A large collection of the manuscripts and letters of Belfast-born writer and literary critic Forrest Reid (1875-1947) has been acquired by Queen's University. It includes 217 letters and postcards from novelist EM Forster to Reid, dating from 1912 to 1946, which discuss such Forster works as A Passage to India and Maurice, his novel with a homosexual theme that was published only after Forster's death. The archive is one of the largest known collections of Forster letters in existence.

Reid, a pre-war novelist sometimes compared to JM Barrie, is known for the tales of boyhood in his trilogy, Uncle Stephen (1931), The Retreat (1936), and Young Tom (1944). As a student at Christ's College, Cambridge, he was influenced by Forster, who visited him in his native Belfast when he settled back there after graduation.
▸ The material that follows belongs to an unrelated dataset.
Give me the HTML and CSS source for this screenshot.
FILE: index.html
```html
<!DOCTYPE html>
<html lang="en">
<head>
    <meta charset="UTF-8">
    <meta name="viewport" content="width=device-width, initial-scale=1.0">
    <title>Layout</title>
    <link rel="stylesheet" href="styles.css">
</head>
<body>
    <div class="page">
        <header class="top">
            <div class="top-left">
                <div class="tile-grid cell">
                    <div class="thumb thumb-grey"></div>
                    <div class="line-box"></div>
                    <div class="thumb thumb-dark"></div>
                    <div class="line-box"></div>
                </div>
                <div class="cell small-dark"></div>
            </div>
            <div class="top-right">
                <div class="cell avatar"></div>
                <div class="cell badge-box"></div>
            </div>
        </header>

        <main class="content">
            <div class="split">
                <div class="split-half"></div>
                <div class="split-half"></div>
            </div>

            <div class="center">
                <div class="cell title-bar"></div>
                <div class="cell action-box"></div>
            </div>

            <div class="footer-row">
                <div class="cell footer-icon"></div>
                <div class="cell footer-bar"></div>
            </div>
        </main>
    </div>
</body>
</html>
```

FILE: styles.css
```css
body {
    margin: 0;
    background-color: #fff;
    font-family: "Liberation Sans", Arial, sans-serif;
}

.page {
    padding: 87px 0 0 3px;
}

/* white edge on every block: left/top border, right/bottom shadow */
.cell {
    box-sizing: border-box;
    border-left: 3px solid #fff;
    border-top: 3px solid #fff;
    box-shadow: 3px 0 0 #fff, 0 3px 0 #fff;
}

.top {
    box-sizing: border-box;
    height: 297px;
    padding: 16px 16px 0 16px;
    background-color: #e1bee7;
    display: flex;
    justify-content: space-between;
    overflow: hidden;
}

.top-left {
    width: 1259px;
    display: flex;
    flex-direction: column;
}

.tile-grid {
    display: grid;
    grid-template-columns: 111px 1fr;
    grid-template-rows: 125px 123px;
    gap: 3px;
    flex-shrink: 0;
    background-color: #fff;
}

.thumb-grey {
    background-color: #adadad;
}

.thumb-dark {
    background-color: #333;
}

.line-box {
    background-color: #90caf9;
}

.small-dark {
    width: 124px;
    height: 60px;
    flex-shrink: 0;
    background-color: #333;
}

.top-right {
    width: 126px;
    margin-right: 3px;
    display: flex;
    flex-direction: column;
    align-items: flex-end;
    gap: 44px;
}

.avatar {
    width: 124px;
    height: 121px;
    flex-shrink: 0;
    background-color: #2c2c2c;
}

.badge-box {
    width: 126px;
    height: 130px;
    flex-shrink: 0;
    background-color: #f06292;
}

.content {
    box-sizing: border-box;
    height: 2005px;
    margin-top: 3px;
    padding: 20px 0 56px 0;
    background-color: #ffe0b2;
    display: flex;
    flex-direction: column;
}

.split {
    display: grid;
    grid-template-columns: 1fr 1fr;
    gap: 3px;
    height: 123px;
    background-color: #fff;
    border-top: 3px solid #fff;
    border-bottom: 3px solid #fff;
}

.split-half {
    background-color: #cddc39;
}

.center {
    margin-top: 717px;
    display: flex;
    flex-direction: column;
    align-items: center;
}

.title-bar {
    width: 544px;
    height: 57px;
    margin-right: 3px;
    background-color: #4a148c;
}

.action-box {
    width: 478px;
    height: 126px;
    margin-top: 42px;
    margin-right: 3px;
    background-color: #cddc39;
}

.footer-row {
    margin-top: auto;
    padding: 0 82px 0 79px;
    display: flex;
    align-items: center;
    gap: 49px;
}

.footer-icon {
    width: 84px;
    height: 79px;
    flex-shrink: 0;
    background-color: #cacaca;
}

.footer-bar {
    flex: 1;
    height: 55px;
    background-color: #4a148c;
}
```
Reid remained in the city for the rest of his life and, in 1952, Forster unveiled a plaque at his Belfast home.

Reid also wrote critical works on W B Yeats and on his friend, Walter de la Mare, and letters from both are included in the archive, which will ultimately be held in the special collections section of the new library to open at Queen's in 2009. The collection had been in the possession of novelist Stephen Gilbert. A protege of Reid, Gilbert inherited many of his letters and manuscripts.
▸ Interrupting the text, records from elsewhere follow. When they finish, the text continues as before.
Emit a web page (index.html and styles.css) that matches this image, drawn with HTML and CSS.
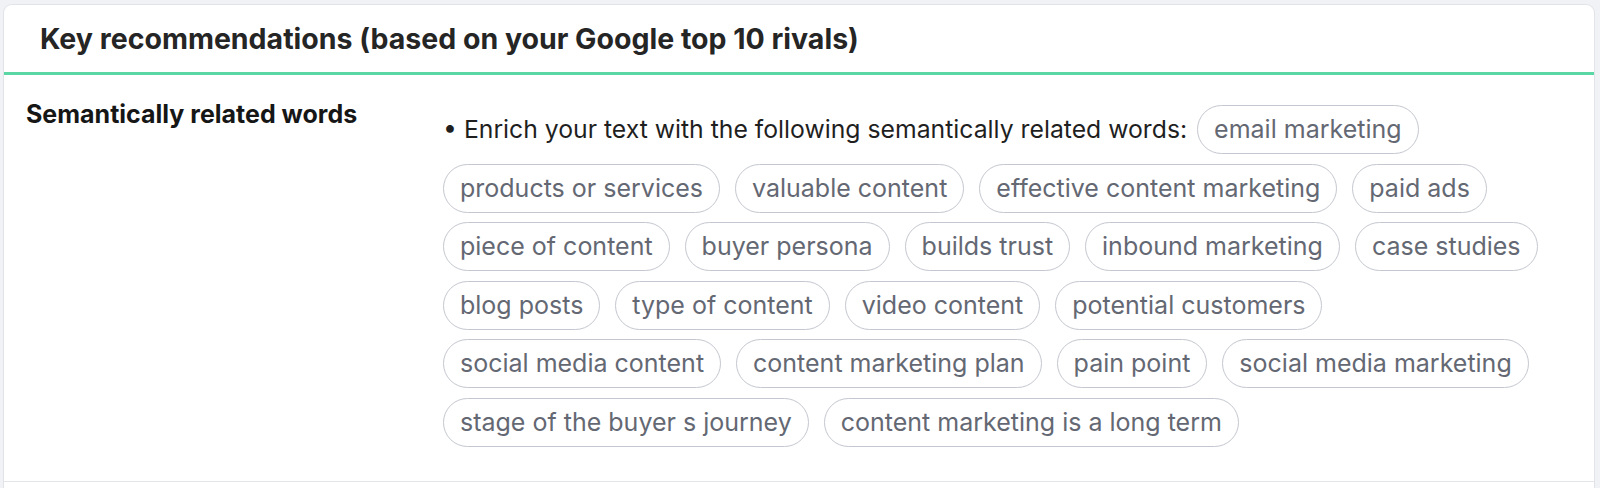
FILE: index.html
```html
<!DOCTYPE html>
<html lang="en">
<head>
<meta charset="utf-8">
<title>Key recommendations</title>
<link rel="stylesheet" href="styles.css">
</head>
<body>
<div class="page">
  <section class="card">
    <header class="card-head">
      <h2 class="card-title">Key recommendations (based on your Google top 10 rivals)</h2>
    </header>
    <div class="rec-row">
      <div class="rec-label">Semantically related words</div>
      <div class="rec-body">
        <span class="rec-text">• Enrich your text with the following semantically related words:</span>
        <span class="chip">email marketing</span>
        <span class="chip">products or services</span>
        <span class="chip">valuable content</span>
        <span class="chip">effective content marketing</span>
        <span class="chip">paid ads</span>
        <span class="chip">piece of content</span>
        <span class="chip">buyer persona</span>
        <span class="chip">builds trust</span>
        <span class="chip">inbound marketing</span>
        <span class="chip">case studies</span>
        <span class="chip">blog posts</span>
        <span class="chip">type of content</span>
        <span class="chip">video content</span>
        <span class="chip">potential customers</span>
        <span class="chip">social media content</span>
        <span class="chip">content marketing plan</span>
        <span class="chip">pain point</span>
        <span class="chip">social media marketing</span>
        <span class="chip">stage of the buyer s journey</span>
        <span class="chip">content marketing is a long term</span>
      </div>
    </div>
    <div class="rec-row rec-row-next"></div>
  </section>
</div>
</body>
</html>
```

FILE: styles.css
```css
html, body {
  margin: 0;
  padding: 0;
  background: #f0f2f5;
  font-family: Inter, "Noto Sans", "Liberation Sans", sans-serif;
  color: #1f1f1f;
}

.page {
  padding: 4px 5px 0 3px;
}

.card {
  background: #ffffff;
  border: 1px solid #e0e3e8;
  border-bottom: none;
  border-radius: 9px 9px 0 0;
}

.card-head {
  height: 67px;
  display: flex;
  align-items: center;
  padding: 0 0 0 36px;
  border-bottom: 3px solid #5ad7a4;
}

.card-title {
  margin: 0;
  font-size: 28.5px;
  line-height: 34px;
  font-weight: 700;
  color: #252525;
}

.rec-row {
  display: grid;
  grid-template-columns: 417px 1fr;
  padding: 25px 24px 34px 22px;
  border-bottom: 1px solid #e3e5ea;
}

.rec-row-next {
  padding: 0;
  height: 10px;
  border-bottom: none;
}

.rec-label {
  font-size: 25px;
  line-height: 29px;
  font-weight: 700;
  color: #161616;
}

.rec-body {
  margin-top: 5px;
  display: flex;
  flex-wrap: wrap;
  align-items: baseline;
  gap: 9.5px 15px;
}

.rec-text {
  font-size: 24.75px;
  line-height: 29px;
  color: #1f1f1f;
  margin-right: -5px;
}

.chip {
  display: inline-block;
  font-size: 25px;
  line-height: 29px;
  padding: 9px 16px;
  border: 1px solid #c4c7cf;
  border-radius: 25px;
  color: #646873;
  white-space: nowrap;
}
```
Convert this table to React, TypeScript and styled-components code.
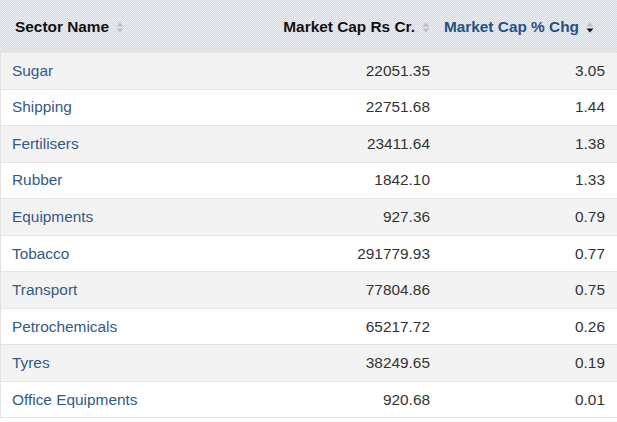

Aspects of BangorAmong more than 25 writers taking part in the Aspects Irish Literature Festival, in Bangor, Co Down, from Wednesday next to Sunday, are journalists Kevin Myers, who will read from Watching the Door: A Memoir 1971-1978 about his time as a reporter in Belfast, and Malachi O'Doherty, whose The Telling Year: Belfast 1972, his memoir of working as a journalist through the worst year of the Troubles, came out earlier this year. Playwright Gary Mitchell (who, with his family, had to flee his home in north Belfast in 2005 after protests from paramilitaries about his portrayal of the loyalist community, especially in As the Beast Sleeps), will be in conversation with novelist Glenn Patterson. Patterson's new novel, The Third Party, will be published this autumn by Blackstaff. Poets Richard Tillinghast and Mark Granier and novelists Dermot Bolger and Hugo Hamilton are also taking part.

www.northdown.gov.uk

Kavanagh fellows in church

Some recent recipients of the Patrick and Katherine Kavanagh Fellowship - Kerry Hardie, Michael O'Loughlin and Aidan Murphy - will read this Thursday at an event organised by Poetry Ireland in association with the trustees of the estate of Katherine Kavanagh in Dublin. The venue is the Unitarian Church, St Stephen's Green West; the time 6.30pm.
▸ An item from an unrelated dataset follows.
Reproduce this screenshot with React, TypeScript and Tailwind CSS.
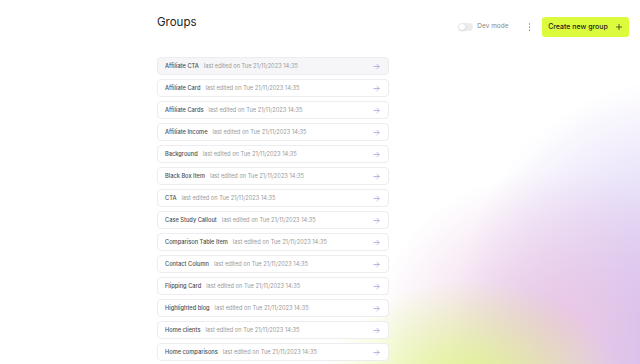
import React from "react";

const groups = [
  "Affiliate CTA",
  "Affiliate Card",
  "Affiliate Cards",
  "Affiliate Income",
  "Background",
  "Black Box Item",
  "CTA",
  "Case Study Callout",
  "Comparison Table Item",
  "Contact Column",
  "Flipping Card",
  "Highlighted blog",
  "Home clients",
  "Home comparisons",
];

const Arrow = () => (
  <svg width="9" height="9" viewBox="0 0 24 24" fill="none" stroke="#a49cdc" strokeWidth="2" strokeLinecap="round" strokeLinejoin="round">
    <path d="M5 12h14" />
    <path d="M13 6l6 6-6 6" />
  </svg>
);

export default function App() {
  return (
    <div className="relative h-[364px] w-[640px] overflow-hidden bg-white font-['Inter',sans-serif]">
      <div className="pointer-events-none absolute inset-0 bg-[radial-gradient(ellipse_150px_110px_at_470px_390px,rgba(222,246,130,0.95),transparent),radial-gradient(ellipse_180px_160px_at_555px_330px,rgba(234,196,226,0.95),transparent),radial-gradient(ellipse_220px_260px_at_670px_340px,rgba(198,180,240,1),transparent)]" />
      <div className="relative flex flex-col pl-[157px] pr-[11px]">
        <div className="flex h-[53px] items-start justify-between">
          <h1 className="mt-[15px] text-[11.5px] font-normal leading-[14px] text-[#1c1c1c]">Groups</h1>
          <div className="mt-[17px] flex items-center">
            <div className="flex items-center gap-[4px]">
              <div className="relative h-[8px] w-[15px] rounded-full bg-[#ececec]">
                <div className="absolute left-[1px] top-[1px] h-[6px] w-[6px] rounded-full bg-white shadow-sm" />
              </div>
              <span className="text-[6.5px] text-[#888]">Dev mode</span>
            </div>
            <div className="ml-[20px] flex flex-col gap-[1.5px]">
              <span className="h-[1.5px] w-[1.5px] rounded-full bg-[#8f8fb8]" />
              <span className="h-[1.5px] w-[1.5px] rounded-full bg-[#8f8fb8]" />
              <span className="h-[1.5px] w-[1.5px] rounded-full bg-[#8f8fb8]" />
            </div>
            <button className="ml-[12px] flex h-[20px] w-[87px] items-center justify-center gap-[7px] rounded-[3px] bg-[#dcfb3c] text-[7px] font-medium text-[#1c1c1c]">
              Create new group
              <svg width="8" height="8" viewBox="0 0 24 24" fill="none" stroke="#1c1c1c" strokeWidth="2" strokeLinecap="round">
                <path d="M12 4v16M4 12h16" />
              </svg>
            </button>
          </div>
        </div>
        <div className="mt-[4px] flex w-[232px] flex-col gap-[4px]">
          {groups.map((g, i) => (
            <div
              key={g}
              className={`flex h-[18px] items-center justify-between rounded-[4px] border border-[#ececf1] pl-[7px] pr-[7px] ${i === 0 ? "bg-[#f6f6f9]" : "bg-white"}`}
            >
              <div className="flex items-center gap-[5px] text-[5.7px]">
                <span className="font-medium text-[#4e4e4e]">{g}</span>
                <span className="text-[#9a9a9a]">last edited on Tue 21/11/2023 14:35</span>
              </div>
              <Arrow />
            </div>
          ))}
        </div>
      </div>
    </div>
  );
}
Details: 01-4789974 or management@poetryireland.ie

The Dromineer literary tour

Andrew Nugent, whose recent thriller, Second Burial, is set in the Nigerian immigrant community, and Julian Gough, winner of the UK National Short Story Prize for The Orphan and the Mob (and whose novel, Jude Level 1, came out this summer) are among the participants at the fourth Dromineer Literary Festival, which starts on Friday and runs over next weekend. An adult poetry competition will be judged by poet and publisher Pat Boran, who will host a poetry writing workshop on Saturday, while the adult short story competition will be adjudicated by writer Vincent McDonnell, who will give a short story writing workshop on the same day.

Meanwhile, on Sunday, on board The Spirit of Killaloe, Prof Dáithí Ó hÓgáin, of UCD's folklore department and a specialist on north Co Tipperary, will be regaling passengers with stories while the boat tours Lough Derg.